While everyone is making the assumption that the future lies in larger and more complex models, Nicholas Davis, co-director of the Human Technology Institute at the University of Technology Sydney, reminds the market that's not necessarily the case.
Davis compares the current moment in AI to the emergence of digital cameras in the noughties, when how many "megapixels" a camera had was the key advertised feature.
However, when even the most basic camera had sufficient megapixels to take a decent photo, the focus moved to other features.
The analogy he’s alluding to is Open-source AI models - publicly available and generally free to use - that are closing the gap with their global proprietary rivals - at least for basic tasks.
"The big tech companies are pouring in billions of dollars … but the open-source models are not far behind,” said Davis.
Could AI end up being dot.com 2.0?
While data centres are shooting up like mushrooms, Bain and Company’s Hoecker admitted there was a danger in some AI companies being overvalued, which could conceivably lead to a future crash similar to that experienced by the ‘dot-goner’ brigade of the late 90s.
However, she also reminds the market that data centres will still end up being used, even if the U.S. economy dips into recession.
"Even if the economy tips into recession… the data centres are only going to be under-utilised for a year or so," she said.
Bottom line is, given that AI is being so deeply embedded into everyday tasks, the need for enormous new data centres to run the digital economy, opting out of AI isn’t a luxury any company or economy, for that matter, can opt out of.
Technical leadership missing
Meanwhile, here in Australia the Actuaries Institute believes the country’s AI future is at risk and cites a lack of senior technical leadership within local companies.
Within its recent Dialogue Paper, Where Are Australia’s Data Science Leaders, the Institute argues that Australian companies risk falling behind their global competitors in harnessing the benefits of AI unless they urgently bring more tech professionals into senior management roles.
The paper’s author, actuary Victor Bajanov, urges Australian companies to develop career pathways for employees with deep technical skills in AI and data science.
To take full advantage of the AI revolution, Bajanov says companies need people in the C-suite with backgrounds and know-how in coding, building machine learning models, and managing hybrid teams that include people and AI agents – and the battle scars from doing that.
“This will help companies across multiple sectors face the increasing challenge of developing proprietary solutions rather than relying solely on buying standardised AI tools.”
Laggards in the race for AI
Bajanov warns that while many Australian companies are adopting today’s AI capabilities, leading global organisations like Google, OpenAI and Anthropic are inventing tomorrow’s capabilities.
“The global competition for markets, talent and innovation is increasingly won by those who can effectively blend human expertise with AI capabilities.
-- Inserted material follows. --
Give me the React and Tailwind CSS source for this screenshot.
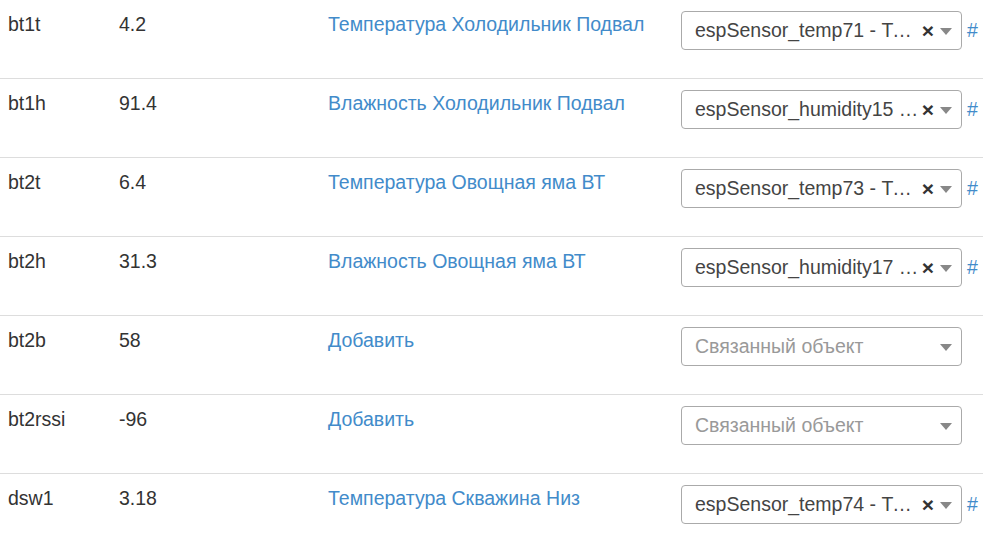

If Australian organisations don't catch up — and quickly — we risk our entire nation being left behind in the global economy.”
Meantime, while it figures out what role it wants to play in the AI revolution, Australia has abstained from inking any big tech partnership in the AI space.
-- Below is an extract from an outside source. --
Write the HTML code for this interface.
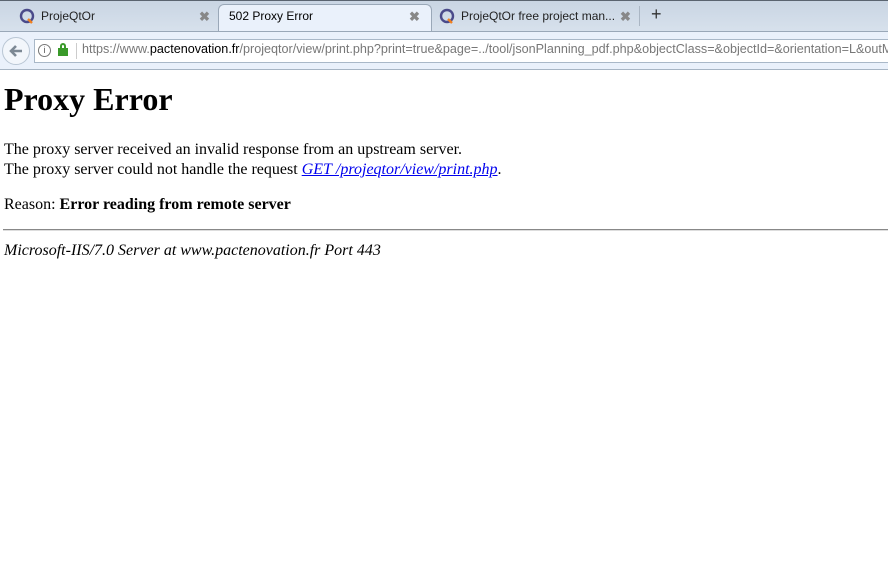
<!DOCTYPE html>
<html><head><meta charset="utf-8"><style>
*{margin:0;padding:0;box-sizing:border-box}
body{width:888px;height:566px;overflow:hidden;background:#fff;position:relative;font-family:"Liberation Serif",serif;}
.ui{font-family:"Liberation Sans",sans-serif;font-size:12px;color:#222;}
.abs{position:absolute;white-space:nowrap}
#tabbar{position:absolute;left:0;top:0;width:888px;height:31px;background:linear-gradient(#c9d5e3,#d7e1ec);border-top:1px solid #5a6470;overflow:hidden}
.tab{position:absolute;top:3px;height:28px;}
#active{left:218px;width:214px;background:#eaf1fb;border:1px solid #9aa8b8;border-bottom:none;border-radius:6px 6px 0 0}
#toolbar{position:absolute;left:0;top:31px;width:888px;height:39px;background:#eaf1fb;border-top:1px solid #9aa8b8;border-bottom:1px solid #a7b5c4;overflow:hidden}
#url{position:absolute;left:34px;top:7px;width:860px;height:24px;background:#fff;border:1px solid #a9b8c8}
.x{color:#888;font-weight:bold;font-size:13px}
</style></head><body>
<div id="tabbar" class="ui">
  <svg class="abs" style="left:19px;top:7px" width="16" height="16" viewBox="0 0 16 16"><circle cx="8" cy="8" r="6" fill="none" stroke="#4a4a8a" stroke-width="2.4"/><path d="M9 11 L13 15" stroke="#f08020" stroke-width="2.4"/></svg>
  <div class="abs" style="left:41px;top:8px">ProjeQtOr</div>
  <div class="abs x" style="left:199px;top:8px">✖</div>
  <div class="tab" id="active"></div>
  <div class="abs" style="left:229px;top:8px;color:#000">502 Proxy Error</div>
  <div class="abs x" style="left:409px;top:8px">✖</div>
  <svg class="abs" style="left:439px;top:7px" width="16" height="16" viewBox="0 0 16 16"><circle cx="8" cy="8" r="6" fill="none" stroke="#4a4a8a" stroke-width="2.4"/><path d="M9 11 L13 15" stroke="#f08020" stroke-width="2.4"/></svg>
  <div class="abs" style="left:461px;top:8px">ProjeQtOr free project man...</div>
  <div class="abs x" style="left:620px;top:8px">✖</div>
  <div class="abs" style="left:639px;top:5px;width:1px;height:20px;background:#aab6c4"></div>
  <div class="abs" style="left:651px;top:3px;font-size:18px;color:#333">+</div>
</div>
<div id="toolbar" class="ui">
  <div class="abs" style="left:2px;top:5px;width:28px;height:28px;border:1px solid #b9c6d4;border-radius:50%;background:#f2f6fb"></div>
  <svg class="abs" style="left:8px;top:11px" width="16" height="16" viewBox="0 0 16 16"><path d="M14 8 H4 M8 3 L3 8 L8 13" fill="none" stroke="#7c8894" stroke-width="2.6"/></svg>
  <div id="url"></div>
  <div class="abs" style="left:38px;top:12px;width:13px;height:13px;border:1px solid #777;border-radius:50%;font-size:9px;text-align:center;line-height:11px;color:#555">i</div>
  <div class="abs" style="left:58px;top:16px;width:10px;height:8px;background:#3a9a2a"></div>
  <div class="abs" style="left:60px;top:11px;width:6px;height:7px;border:2px solid #3a9a2a;border-bottom:none;border-radius:3px 3px 0 0"></div>
  <div class="abs" style="left:76px;top:11px;width:1px;height:16px;background:#ccc"></div>
  <div class="abs" style="left:82px;top:10px;width:806px;overflow:hidden;font-size:12.6px;color:#777">https://www.<span style="color:#000">pactenovation.fr</span>/projeqtor/view/print.php?print=true&amp;page=../tool/jsonPlanning_pdf.php&amp;objectClass=&amp;objectId=&amp;orientation=L&amp;outMode=pdf</div>
</div>
<div class="abs" style="left:4px;top:81px;font-size:32px;line-height:37px;font-weight:bold">Proxy Error</div>
<div class="abs" style="left:4px;top:140px;font-size:16px;line-height:20px">The proxy server received an invalid response from an upstream server.</div>
<div class="abs" style="left:4px;top:160px;font-size:16px;line-height:20px">The proxy server could not handle the request <a style="color:#00e;font-style:italic;text-decoration:underline">GET&nbsp;/projeqtor/view/print.php</a>.</div>
<div class="abs" style="left:4px;top:195px;font-size:16px;line-height:20px">Reason: <b>Error reading from remote server</b></div>
<div class="abs" style="left:3px;top:229px;width:885px;height:2px;border-top:1px solid #888;border-bottom:1px solid #ddd"></div>
<div class="abs" style="left:4px;top:241px;font-size:16px;line-height:20px;font-style:italic">Microsoft-IIS/7.0 Server at www.pactenovation.fr Port 443</div>
</body></html>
However, the federal government has been pressured by the tech industry to take its cue from the UK, the United Arab Emirates, Norway and others in subsidising AI processing power.
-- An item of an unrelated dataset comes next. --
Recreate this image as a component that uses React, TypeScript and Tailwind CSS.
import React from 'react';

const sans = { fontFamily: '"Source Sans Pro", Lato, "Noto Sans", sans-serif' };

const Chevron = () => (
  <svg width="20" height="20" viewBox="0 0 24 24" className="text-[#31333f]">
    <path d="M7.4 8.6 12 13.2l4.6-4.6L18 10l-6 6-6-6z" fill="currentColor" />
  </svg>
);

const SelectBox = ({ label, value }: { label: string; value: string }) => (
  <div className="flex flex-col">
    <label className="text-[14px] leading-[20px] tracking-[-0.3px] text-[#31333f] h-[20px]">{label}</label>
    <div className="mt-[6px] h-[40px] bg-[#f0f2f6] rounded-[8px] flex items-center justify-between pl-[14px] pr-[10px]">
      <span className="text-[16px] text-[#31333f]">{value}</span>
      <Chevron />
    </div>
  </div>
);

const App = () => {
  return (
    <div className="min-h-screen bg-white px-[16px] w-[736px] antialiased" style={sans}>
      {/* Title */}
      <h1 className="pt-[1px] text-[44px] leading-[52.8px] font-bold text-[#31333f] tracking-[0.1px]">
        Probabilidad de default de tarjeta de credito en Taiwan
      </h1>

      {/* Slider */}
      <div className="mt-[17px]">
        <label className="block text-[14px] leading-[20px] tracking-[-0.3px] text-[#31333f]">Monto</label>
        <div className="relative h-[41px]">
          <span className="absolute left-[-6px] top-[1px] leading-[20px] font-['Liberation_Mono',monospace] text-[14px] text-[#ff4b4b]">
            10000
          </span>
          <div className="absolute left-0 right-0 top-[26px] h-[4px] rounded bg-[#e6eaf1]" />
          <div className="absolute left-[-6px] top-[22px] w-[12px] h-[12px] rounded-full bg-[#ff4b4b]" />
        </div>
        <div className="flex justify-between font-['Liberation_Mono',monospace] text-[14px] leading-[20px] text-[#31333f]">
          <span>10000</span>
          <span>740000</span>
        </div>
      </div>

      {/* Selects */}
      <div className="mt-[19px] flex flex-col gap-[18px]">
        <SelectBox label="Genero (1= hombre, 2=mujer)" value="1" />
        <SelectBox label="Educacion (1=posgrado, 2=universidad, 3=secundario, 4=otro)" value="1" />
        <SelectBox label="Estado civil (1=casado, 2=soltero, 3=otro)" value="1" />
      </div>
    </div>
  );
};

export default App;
“Any new data centres can’t come at the expense of Australians – they must be a net positive for the country,” said Andrew Charlton assistant minister for Science, Technology and the Digital Economy.
Unperturbed by the lack of deals or technical capability, Charlton believes Australia is at the front of the pack for data centre investment.
“Australia has access to chips under the Diffusion Act, we have potential sources of sustainable energy, and some very capable data centre builders and operators.”